- _What is being asked_
Produce an exact copy of all the data below, dropping every image.

- _Supplied material_
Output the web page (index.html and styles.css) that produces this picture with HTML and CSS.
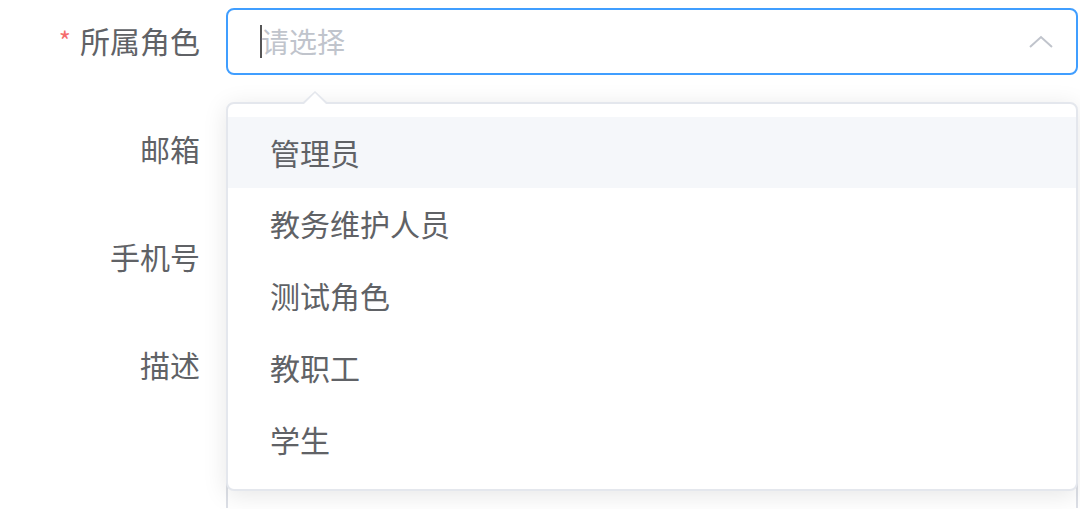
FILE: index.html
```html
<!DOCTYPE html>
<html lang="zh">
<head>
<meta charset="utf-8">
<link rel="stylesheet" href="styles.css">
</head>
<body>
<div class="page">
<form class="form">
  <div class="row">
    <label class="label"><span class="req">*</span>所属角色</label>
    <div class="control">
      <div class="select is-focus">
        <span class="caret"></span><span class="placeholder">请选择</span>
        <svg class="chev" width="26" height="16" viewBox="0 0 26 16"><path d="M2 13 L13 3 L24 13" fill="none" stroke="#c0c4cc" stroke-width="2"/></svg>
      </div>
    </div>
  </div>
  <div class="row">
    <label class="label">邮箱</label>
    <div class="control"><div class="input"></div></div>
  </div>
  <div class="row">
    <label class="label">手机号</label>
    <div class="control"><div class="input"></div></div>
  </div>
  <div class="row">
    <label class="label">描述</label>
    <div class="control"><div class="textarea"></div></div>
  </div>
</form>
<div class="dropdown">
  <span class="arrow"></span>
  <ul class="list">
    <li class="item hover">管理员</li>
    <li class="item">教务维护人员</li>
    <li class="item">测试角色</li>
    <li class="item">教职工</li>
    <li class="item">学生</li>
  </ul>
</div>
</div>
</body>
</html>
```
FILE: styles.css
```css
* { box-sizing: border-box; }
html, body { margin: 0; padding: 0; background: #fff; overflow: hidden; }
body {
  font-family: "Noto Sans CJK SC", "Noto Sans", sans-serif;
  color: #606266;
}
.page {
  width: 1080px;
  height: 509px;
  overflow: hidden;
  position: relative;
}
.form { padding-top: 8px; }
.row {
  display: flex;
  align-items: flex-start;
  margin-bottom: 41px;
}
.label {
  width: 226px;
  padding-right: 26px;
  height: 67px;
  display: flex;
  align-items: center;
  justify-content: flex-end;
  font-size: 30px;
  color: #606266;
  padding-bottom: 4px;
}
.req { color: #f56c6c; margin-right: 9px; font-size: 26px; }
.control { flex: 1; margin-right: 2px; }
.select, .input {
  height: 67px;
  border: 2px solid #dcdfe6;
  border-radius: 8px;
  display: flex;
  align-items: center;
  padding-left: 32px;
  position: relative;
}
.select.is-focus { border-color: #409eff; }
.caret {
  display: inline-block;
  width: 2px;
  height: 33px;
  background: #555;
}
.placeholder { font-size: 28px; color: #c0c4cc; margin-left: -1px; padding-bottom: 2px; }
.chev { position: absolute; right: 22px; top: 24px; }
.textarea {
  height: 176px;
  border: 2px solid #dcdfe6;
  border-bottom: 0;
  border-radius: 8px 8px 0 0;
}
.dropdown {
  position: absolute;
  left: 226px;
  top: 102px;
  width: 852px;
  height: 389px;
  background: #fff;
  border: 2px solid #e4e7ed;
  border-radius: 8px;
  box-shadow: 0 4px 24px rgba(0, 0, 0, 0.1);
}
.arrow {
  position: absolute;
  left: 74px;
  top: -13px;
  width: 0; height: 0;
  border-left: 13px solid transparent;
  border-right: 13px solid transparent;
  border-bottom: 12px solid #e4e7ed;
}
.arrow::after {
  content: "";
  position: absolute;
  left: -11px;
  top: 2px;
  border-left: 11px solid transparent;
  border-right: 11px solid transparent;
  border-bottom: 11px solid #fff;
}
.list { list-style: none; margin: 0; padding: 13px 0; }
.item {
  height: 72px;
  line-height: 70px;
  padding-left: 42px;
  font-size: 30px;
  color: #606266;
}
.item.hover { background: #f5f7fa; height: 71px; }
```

- _Output of the exercise_
Output the web page (index.html and styles.css) that produces this picture with HTML and CSS.
FILE: index.html
```html
<!DOCTYPE html>
<html lang="zh">
<head>
<meta charset="utf-8">
<link rel="stylesheet" href="styles.css">
</head>
<body>
<div class="page">
<form class="form">
  <div class="row">
    <label class="label"><span class="req">*</span>所属角色</label>
    <div class="control">
      <div class="select is-focus">
        <span class="caret"></span><span class="placeholder">请选择</span>
        <svg class="chev" width="26" height="16" viewBox="0 0 26 16"><path d="M2 13 L13 3 L24 13" fill="none" stroke="#c0c4cc" stroke-width="2"/></svg>
      </div>
    </div>
  </div>
  <div class="row">
    <label class="label">邮箱</label>
    <div class="control"><div class="input"></div></div>
  </div>
  <div class="row">
    <label class="label">手机号</label>
    <div class="control"><div class="input"></div></div>
  </div>
  <div class="row">
    <label class="label">描述</label>
    <div class="control"><div class="textarea"></div></div>
  </div>
</form>
<div class="dropdown">
  <span class="arrow"></span>
  <ul class="list">
    <li class="item hover">管理员</li>
    <li class="item">教务维护人员</li>
    <li class="item">测试角色</li>
    <li class="item">教职工</li>
    <li class="item">学生</li>
  </ul>
</div>
</div>
</body>
</html>
```
FILE: styles.css
```css
* { box-sizing: border-box; }
html, body { margin: 0; padding: 0; background: #fff; overflow: hidden; }
body {
  font-family: "Noto Sans CJK SC", "Noto Sans", sans-serif;
  color: #606266;
}
.page {
  width: 1080px;
  height: 509px;
  overflow: hidden;
  position: relative;
}
.form { padding-top: 8px; }
.row {
  display: flex;
  align-items: flex-start;
  margin-bottom: 41px;
}
.label {
  width: 226px;
  padding-right: 26px;
  height: 67px;
  display: flex;
  align-items: center;
  justify-content: flex-end;
  font-size: 30px;
  color: #606266;
  padding-bottom: 4px;
}
.req { color: #f56c6c; margin-right: 9px; font-size: 26px; }
.control { flex: 1; margin-right: 2px; }
.select, .input {
  height: 67px;
  border: 2px solid #dcdfe6;
  border-radius: 8px;
  display: flex;
  align-items: center;
  padding-left: 32px;
  position: relative;
}
.select.is-focus { border-color: #409eff; }
.caret {
  display: inline-block;
  width: 2px;
  height: 33px;
  background: #555;
}
.placeholder { font-size: 28px; color: #c0c4cc; margin-left: -1px; padding-bottom: 2px; }
.chev { position: absolute; right: 22px; top: 24px; }
.textarea {
  height: 176px;
  border: 2px solid #dcdfe6;
  border-bottom: 0;
  border-radius: 8px 8px 0 0;
}
.dropdown {
  position: absolute;
  left: 226px;
  top: 102px;
  width: 852px;
  height: 389px;
  background: #fff;
  border: 2px solid #e4e7ed;
  border-radius: 8px;
  box-shadow: 0 4px 24px rgba(0, 0, 0, 0.1);
}
.arrow {
  position: absolute;
  left: 74px;
  top: -13px;
  width: 0; height: 0;
  border-left: 13px solid transparent;
  border-right: 13px solid transparent;
  border-bottom: 12px solid #e4e7ed;
}
.arrow::after {
  content: "";
  position: absolute;
  left: -11px;
  top: 2px;
  border-left: 11px solid transparent;
  border-right: 11px solid transparent;
  border-bottom: 11px solid #fff;
}
.list { list-style: none; margin: 0; padding: 13px 0; }
.item {
  height: 72px;
  line-height: 70px;
  padding-left: 42px;
  font-size: 30px;
  color: #606266;
}
.item.hover { background: #f5f7fa; height: 71px; }
```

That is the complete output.